Sunday, January 23, 2011

I'm Going to Miss Keith Olberman

I’m sorry that Keith Olbermann has left MSNBC.

WHAT? The worst newsman on TV?

Yes, I’ll miss him. Oh, I never watched him, except by accident whilst channel surfing looking for Third Reich documentaries, UFO documentaries, coral reef documentaries, and Errol Flynn movies. And we won’t miss him for long. Like Conan, he’s agreed to stay off TV for a few months, but some channel will surely pick him up for something or other.

I think TV news needs Keith Olbermann.

Oh, yeah, he’s awful. And don’t talk to me about Fox News and Bill O’Reilly, Sean Hannity, Glenn Beck and their colleagues. I don’t much care for them, either. But at least O’Reilly and Hannity (if not Beck ) can be counted on to air the other side of the issue with interviews with people with whom they disagree. Major political figures on both sides of the political spectrum sit down for interviews with O’Reilly. He shows up on programs where he can be expected to be attacked (The View, Letterman). Olbermann was a man of the left, he was always a man of the left, and “Countdown with Keith Olbermann” was relentlessly, unrelievedly leftist.

[So how do I know that Olbermann didn’t interview persons with differing views? I don’t. I was not a viewer, so I did a little research. As nearly as I can tell, when he interviews Republicans, they tend to be pretty weak marks – Alvin Greene, the extremely improbable black Republican Senate candidate in South Carolina, and silly Republican Nevada senate candidate Sharron Angle. He may have interviewed more credible conservatives, but I couldn’t find any reference to one. I can stand to be corrected on this point.]

[One more thing: When left/right content is examined in the cable news channels, Fox News consistently scores as the most balanced.]

So why do I regret his separation from MSNBC? A couple of reasons.

First, the left needs a televised place to gather. MSNBC is a perfectly good place for it, and with Comcast’s acquisition of the network, we might expect to see some moderation of its ideology. Too bad. With Olbermann gone, that leaves the clownish Chris Matthews, reliably liberal but not seriously regarded by much of anyone.

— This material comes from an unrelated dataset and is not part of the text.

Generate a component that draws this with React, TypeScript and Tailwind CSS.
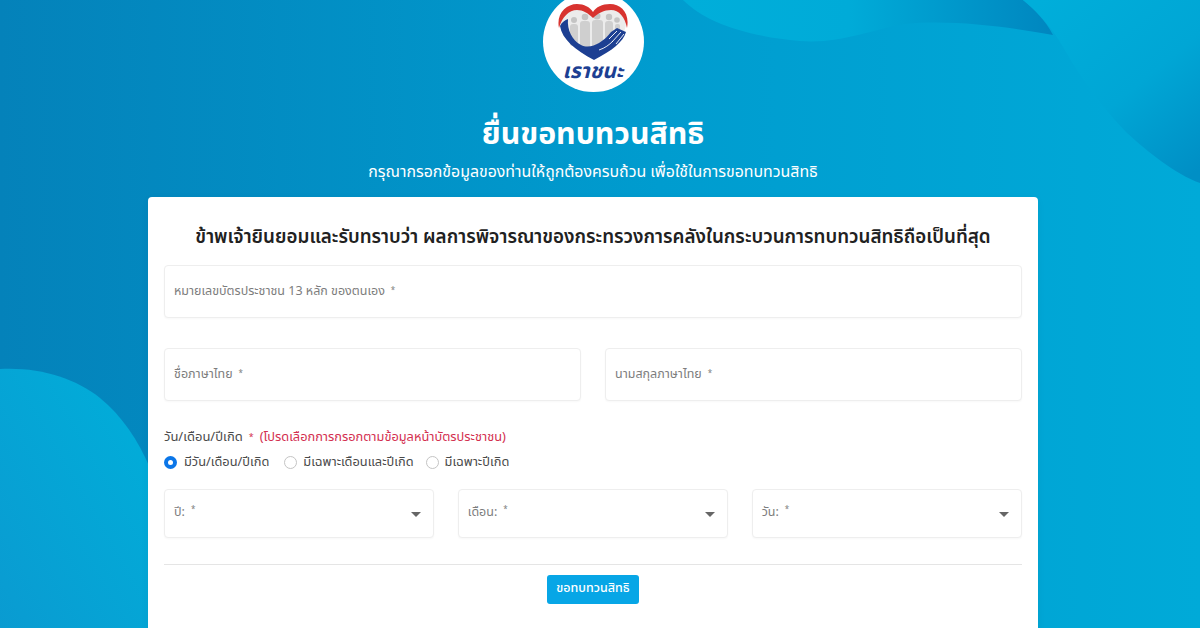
import React from "react";

const thai = "font-['Noto_Sans_Thai','Noto_Sans','Noto_Sans_CJK_SC',sans-serif]";

function Field({ label, className = "" }: { label: string; className?: string }) {
  return (
    <div className={`flex h-[53px] items-center rounded border border-[#eeeeee] bg-white pl-[9px] pt-[2px] text-[12.5px] text-[#7d7d7d] shadow-[0_1px_2px_rgba(0,0,0,0.03)] ${className}`}>
      <span>{label}</span>
      <span className="-mt-1 ml-[6px] text-[8px]">*</span>
    </div>
  );
}

function SelectField({ label }: { label: string }) {
  return (
    <div className="relative flex h-[49px] flex-1 rounded border border-[#eeeeee] bg-white pl-[9px] pt-[14px] text-[12.5px] text-[#7d7d7d] shadow-[0_1px_2px_rgba(0,0,0,0.03)]">
      <span>{label}</span>
      <span className="ml-[6px] text-[8px]">*</span>
      <div className="absolute right-[12px] top-[22px] h-0 w-0 border-x-[5px] border-t-[5px] border-x-transparent border-t-[#666666]" />
    </div>
  );
}

function Radio({ label, on, className = "" }: { label: string; on?: boolean; className?: string }) {
  return (
    <div className={`flex items-center ${className}`}>
      {on ? (
        <div className="flex h-[13px] w-[13px] items-center justify-center rounded-full bg-[#0b76e8]">
          <div className="h-[5px] w-[5px] rounded-full bg-white" />
        </div>
      ) : (
        <div className="h-[13px] w-[13px] rounded-full border border-[#c4c4c4] bg-white" />
      )}
      <span>{label}</span>
    </div>
  );
}

function Logo() {
  return (
    <svg width="72" height="58" viewBox="0 0 72 58">
      <path d="M36 55 C16 44 3 33 3 18 C3 8 11 2 20 2 C27 2 33 5 36 9 C39 5 45 2 52 2 C61 2 69 8 69 18 C69 33 56 44 36 55 Z" fill="#ececec" />
      {/* people */}
      <g fill="#cfcfcf">
        <rect x="13" y="20" width="8" height="22" rx="3" />
        <rect x="23" y="17" width="10" height="28" rx="3" />
        <rect x="35" y="16" width="11" height="28" rx="3" />
        <rect x="48" y="17" width="8" height="20" rx="3" />
        <rect x="58" y="20" width="5" height="12" rx="2" />
      </g>
      <g fill="#c4c4c4">
        <circle cx="17" cy="16" r="3" />
        <circle cx="28" cy="13" r="3.3" />
        <circle cx="40" cy="12" r="3.5" />
        <circle cx="52" cy="13" r="3.2" />
        <circle cx="60" cy="16" r="2.8" />
      </g>
      {/* red arcs */}
      <path d="M2 24 C-1 10 9 0 20 0 C27 0 33 3 36 8 C39 3 45 0 53 0 C64 0 73 9 70 24 C68 13 62 6 54 6 C47 6 41 9 36 14 C31 9 26 6 20 6 C12 6 5 13 2 24 Z" fill="#d8332f" />
      {/* blue crescent and hand */}
      <path d="M3 22 C5 18 8 16 11 15 C10 26 15 36 24 41 C30 44 37 42 42 39 C47 36 51 32 54 28 L60 24 L69 28 C66 38 56 46 37 56 C18 46 5 35 3 22 Z" fill="#1d3f92" />
      <path d="M52 35 L60 27 M55 38 L64 28 M59 40 L67 30 M42 46 C48 44 52 41 56 37" stroke="#ffffff" strokeWidth="0.9" fill="none" />
    </svg>
  );
}

export default function App() {
  return (
    <div className={`relative h-[628px] w-[1200px] overflow-hidden bg-[linear-gradient(90deg,#0482ba,#009ccf_55%,#00aad8)] ${thai}`}>
      <svg className="absolute inset-0" width="1200" height="628" viewBox="0 0 1200 628">
        <defs>
          <linearGradient id="a" x1="0" y1="0" x2="1" y2="0">
            <stop offset="0" stopColor="#00aeda" />
            <stop offset="0.45" stopColor="#00abd8" />
            <stop offset="1" stopColor="#0086bf" />
          </linearGradient>
          <linearGradient id="b" x1="0.1" y1="0" x2="0.9" y2="1">
            <stop offset="0" stopColor="#00aeda" />
            <stop offset="0.55" stopColor="#00a6d5" />
            <stop offset="1" stopColor="#008fc5" />
          </linearGradient>
          <linearGradient id="c" x1="1" y1="0" x2="0" y2="1">
            <stop offset="0" stopColor="#00afda" />
            <stop offset="1" stopColor="#0a9bd1" />
          </linearGradient>
        </defs>
        <path d="M683 0 C705 22 745 36 800 41 C840 44 870 30 905 24 C950 19 1010 27 1053 35 C1045 20 1035 10 1023 0 Z" fill="url(#a)" />
        <path d="M1023 0 C1040 14 1052 28 1063 47 C1075 68 1095 100 1127 133 C1148 152 1175 174 1200 183 L1200 0 Z" fill="url(#b)" />
        <path d="M0 369 C40 367 75 378 100 398 C122 416 138 440 150 468 L150 628 L0 628 Z" fill="url(#c)" />
      </svg>
      <div className="relative flex w-[1186px] flex-col items-center">
        <div className="-mt-[9px] flex h-[101px] w-[101px] flex-col items-center rounded-full bg-white pt-[13px]">
          <Logo />
          <span className="-mt-[1px] text-[21px] font-bold italic leading-[22px] text-[#1d3f92]">เราชนะ</span>
        </div>
        <h1 className="mt-[21px] text-[30.3px] font-bold leading-[44px] text-white">ยื่นขอทบทวนสิทธิ</h1>
        <p className="mt-[3px] text-[15.9px] leading-[24px] text-white">กรุณากรอกข้อมูลของท่านให้ถูกต้องครบถ้วน เพื่อใช้ในการขอทบทวนสิทธิ</p>
        <main className="mt-[13px] h-[440px] w-[890px] rounded-t bg-white px-[16px] pt-[26px] shadow-[0_2px_10px_rgba(0,0,0,0.04)]">
          <h2 className="whitespace-nowrap text-center text-[18.8px] font-semibold leading-[28px] text-[#212121]">
            ข้าพเจ้ายินยอมและรับทราบว่า ผลการพิจารณาของกระทรวงการคลังในกระบวนการทบทวนสิทธิถือเป็นที่สุด
          </h2>
          <Field label="หมายเลขบัตรประชาชน 13 หลัก ของตนเอง" className="mt-[14px]" />
          <div className="mt-[30px] flex gap-[24px]">
            <Field label="ชื่อภาษาไทย" className="flex-1" />
            <Field label="นามสกุลภาษาไทย" className="flex-1" />
          </div>
          <div className="mt-[26px] flex items-center text-[13px] leading-[20px] text-[#4a4a4a]">
            <span>วัน/เดือน/ปีเกิด</span>
            <span className="ml-[6px] text-[9px] text-[#d32f4f]">*</span>
            <span className="ml-[6px] text-[12.8px] text-[#d32f4f]">(โปรดเลือกการกรอกตามข้อมูลหน้าบัตรประชาชน)</span>
          </div>
          <div className="mt-[5px] flex gap-[13px] text-[12.8px] leading-[20px] text-[#4a4a4a]">
            <Radio label="มีวัน/เดือน/ปีเกิด" on className="mr-[2px] gap-[7px]" />
            <Radio label="มีเฉพาะเดือนและปีเกิด" className="mr-[-1px] gap-[6px]" />
            <Radio label="มีเฉพาะปีเกิด" className="gap-[6px]" />
          </div>
          <div className="mt-[17px] flex gap-[23.5px]">
            <SelectField label="ปี:" />
            <SelectField label="เดือน:" />
            <SelectField label="วัน:" />
          </div>
          <div className="mt-[26px] flex flex-col items-center border-t border-[#e5e5e5] pt-[10px]">
            <button className="h-[29px] w-[92px] rounded-[3px] bg-[#07a6e6] text-[12.5px] font-medium text-white">ขอทบทวนสิทธิ</button>
          </div>
        </main>
      </div>
    </div>
  );
}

Why do we need a network devoted to advancing wrong thinking? My reason is partly selfish: With MSNBC out there, criticism of Fox News loses a fair amount of its sting. But also, this is, after all, The Cool Hot Center, and there is value to hearing from the loyal opposition. May be corny, but I believe in public debate. It’s too bad that it has to be rancorous, and I wish it weren’t, but better some mudslinging than only having one side represented. It leads to ideological flaccidity and dangerous self-certainty. We need some cross-sniping to keep the focus on the issues sharp. And let’s face it: A lot of Republicans and conservatives need to have their own rhetoric punctured and bad actors exposed. Olbermann and Jon Stewart were good at it.

Second, Olbermann personifies a lot of what is wrong with American liberalism. He’s smug. He’s sarcastic. He knows better than you. I liked having him on TV every night, reminding voters of what they don’t like about the Democrats and contemporary American liberalism generally.

So, I wish him well. I hope he gets a starring role in prime time elsewhere, although I’m not entirely sure where that would be. He is a talented broadcaster, I’ll give him that. He’s smart and quick. He’s still interested in sports – he worked one of the nighttime NFL broadcasts until MSNBC asked him to stop because it was interfering with his “Countdown” duties. And I have a recollection that he was a lot of fun to watch on ESPN with Dan Patrick. Maybe he’ll head back there, but I reckon that having had a taste of the spotlight on national issues, he won’t want to be pegged as just-a-sports-guy again.

How about a radio show, you know, on that liberal Air America network? Oh, wait.

Maybe MSNBC will release his greatest broadcasts on DVD, which the Republican National Committee can buy up and distribute in 2012.